Start of Available data

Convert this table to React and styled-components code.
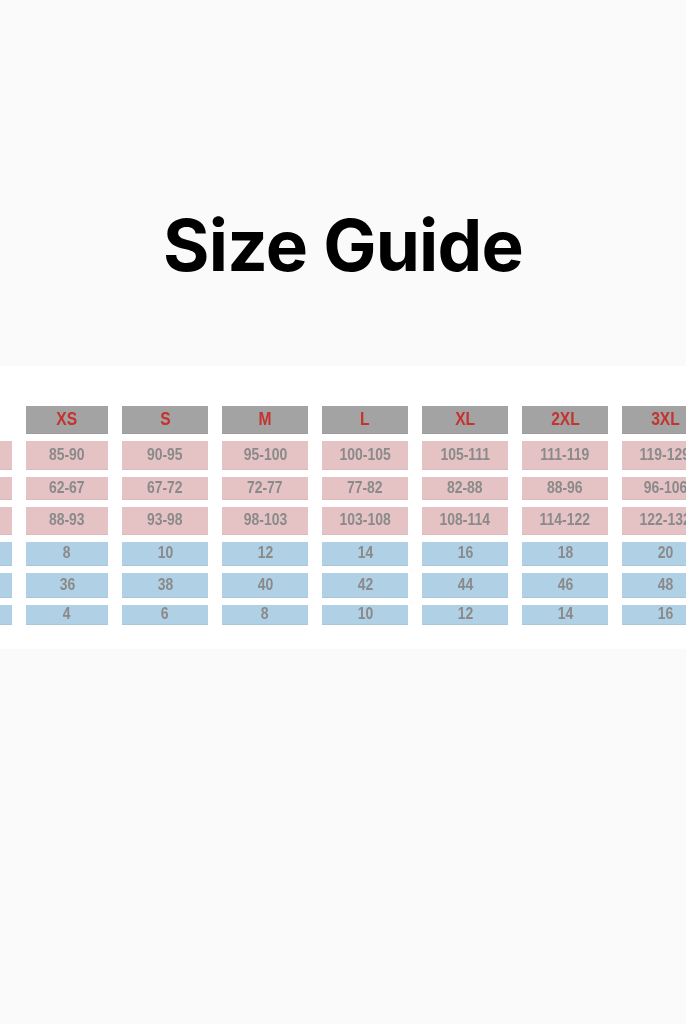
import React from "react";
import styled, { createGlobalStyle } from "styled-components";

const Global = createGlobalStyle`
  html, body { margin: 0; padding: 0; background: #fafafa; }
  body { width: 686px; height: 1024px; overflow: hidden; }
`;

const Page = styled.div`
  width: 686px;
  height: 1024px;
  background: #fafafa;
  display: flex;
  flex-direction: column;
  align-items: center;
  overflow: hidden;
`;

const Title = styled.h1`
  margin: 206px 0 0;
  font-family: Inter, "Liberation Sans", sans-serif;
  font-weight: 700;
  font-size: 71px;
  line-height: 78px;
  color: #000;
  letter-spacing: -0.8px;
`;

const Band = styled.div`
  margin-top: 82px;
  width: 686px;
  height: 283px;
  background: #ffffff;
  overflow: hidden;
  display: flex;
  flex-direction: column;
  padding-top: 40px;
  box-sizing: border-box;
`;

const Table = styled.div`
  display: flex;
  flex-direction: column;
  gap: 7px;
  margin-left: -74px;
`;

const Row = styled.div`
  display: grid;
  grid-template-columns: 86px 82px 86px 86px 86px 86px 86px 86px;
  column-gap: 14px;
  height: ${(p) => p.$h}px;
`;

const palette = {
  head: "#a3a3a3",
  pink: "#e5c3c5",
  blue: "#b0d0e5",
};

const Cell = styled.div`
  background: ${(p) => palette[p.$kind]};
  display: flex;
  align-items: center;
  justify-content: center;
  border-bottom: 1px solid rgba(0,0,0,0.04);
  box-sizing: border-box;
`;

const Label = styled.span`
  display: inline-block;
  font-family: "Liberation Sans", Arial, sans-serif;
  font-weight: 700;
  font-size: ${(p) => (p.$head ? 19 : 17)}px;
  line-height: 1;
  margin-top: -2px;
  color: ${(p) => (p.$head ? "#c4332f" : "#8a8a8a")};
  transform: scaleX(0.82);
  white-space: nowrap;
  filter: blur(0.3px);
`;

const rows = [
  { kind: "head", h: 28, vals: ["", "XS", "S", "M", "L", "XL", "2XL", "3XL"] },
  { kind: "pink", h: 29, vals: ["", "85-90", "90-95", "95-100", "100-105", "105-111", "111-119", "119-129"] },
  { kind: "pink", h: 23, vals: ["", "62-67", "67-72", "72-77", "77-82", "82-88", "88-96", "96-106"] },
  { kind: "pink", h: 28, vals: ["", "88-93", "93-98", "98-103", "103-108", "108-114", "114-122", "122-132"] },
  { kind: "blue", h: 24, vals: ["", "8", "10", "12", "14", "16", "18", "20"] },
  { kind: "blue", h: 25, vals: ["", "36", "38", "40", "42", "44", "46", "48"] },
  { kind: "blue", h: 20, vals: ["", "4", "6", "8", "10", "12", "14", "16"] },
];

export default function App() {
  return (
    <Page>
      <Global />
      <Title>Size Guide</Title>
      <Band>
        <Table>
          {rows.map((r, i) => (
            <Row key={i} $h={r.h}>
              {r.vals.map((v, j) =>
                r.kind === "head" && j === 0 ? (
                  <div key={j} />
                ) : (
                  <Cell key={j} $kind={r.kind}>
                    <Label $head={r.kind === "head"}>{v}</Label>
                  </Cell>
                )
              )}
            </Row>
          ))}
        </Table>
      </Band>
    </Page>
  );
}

End of Available data

Direction
Pictures in the data above should not be copied; transcribe everything else exactly.

Solution for this exercise
Convert this table to React and styled-components code.
import React from "react";
import styled, { createGlobalStyle } from "styled-components";

const Global = createGlobalStyle`
  html, body { margin: 0; padding: 0; background: #fafafa; }
  body { width: 686px; height: 1024px; overflow: hidden; }
`;

const Page = styled.div`
  width: 686px;
  height: 1024px;
  background: #fafafa;
  display: flex;
  flex-direction: column;
  align-items: center;
  overflow: hidden;
`;

const Title = styled.h1`
  margin: 206px 0 0;
  font-family: Inter, "Liberation Sans", sans-serif;
  font-weight: 700;
  font-size: 71px;
  line-height: 78px;
  color: #000;
  letter-spacing: -0.8px;
`;

const Band = styled.div`
  margin-top: 82px;
  width: 686px;
  height: 283px;
  background: #ffffff;
  overflow: hidden;
  display: flex;
  flex-direction: column;
  padding-top: 40px;
  box-sizing: border-box;
`;

const Table = styled.div`
  display: flex;
  flex-direction: column;
  gap: 7px;
  margin-left: -74px;
`;

const Row = styled.div`
  display: grid;
  grid-template-columns: 86px 82px 86px 86px 86px 86px 86px 86px;
  column-gap: 14px;
  height: ${(p) => p.$h}px;
`;

const palette = {
  head: "#a3a3a3",
  pink: "#e5c3c5",
  blue: "#b0d0e5",
};

const Cell = styled.div`
  background: ${(p) => palette[p.$kind]};
  display: flex;
  align-items: center;
  justify-content: center;
  border-bottom: 1px solid rgba(0,0,0,0.04);
  box-sizing: border-box;
`;

const Label = styled.span`
  display: inline-block;
  font-family: "Liberation Sans", Arial, sans-serif;
  font-weight: 700;
  font-size: ${(p) => (p.$head ? 19 : 17)}px;
  line-height: 1;
  margin-top: -2px;
  color: ${(p) => (p.$head ? "#c4332f" : "#8a8a8a")};
  transform: scaleX(0.82);
  white-space: nowrap;
  filter: blur(0.3px);
`;

const rows = [
  { kind: "head", h: 28, vals: ["", "XS", "S", "M", "L", "XL", "2XL", "3XL"] },
  { kind: "pink", h: 29, vals: ["", "85-90", "90-95", "95-100", "100-105", "105-111", "111-119", "119-129"] },
  { kind: "pink", h: 23, vals: ["", "62-67", "67-72", "72-77", "77-82", "82-88", "88-96", "96-106"] },
  { kind: "pink", h: 28, vals: ["", "88-93", "93-98", "98-103", "103-108", "108-114", "114-122", "122-132"] },
  { kind: "blue", h: 24, vals: ["", "8", "10", "12", "14", "16", "18", "20"] },
  { kind: "blue", h: 25, vals: ["", "36", "38", "40", "42", "44", "46", "48"] },
  { kind: "blue", h: 20, vals: ["", "4", "6", "8", "10", "12", "14", "16"] },
];

export default function App() {
  return (
    <Page>
      <Global />
      <Title>Size Guide</Title>
      <Band>
        <Table>
          {rows.map((r, i) => (
            <Row key={i} $h={r.h}>
              {r.vals.map((v, j) =>
                r.kind === "head" && j === 0 ? (
                  <div key={j} />
                ) : (
                  <Cell key={j} $kind={r.kind}>
                    <Label $head={r.kind === "head"}>{v}</Label>
                  </Cell>
                )
              )}
            </Row>
          ))}
        </Table>
      </Band>
    </Page>
  );
}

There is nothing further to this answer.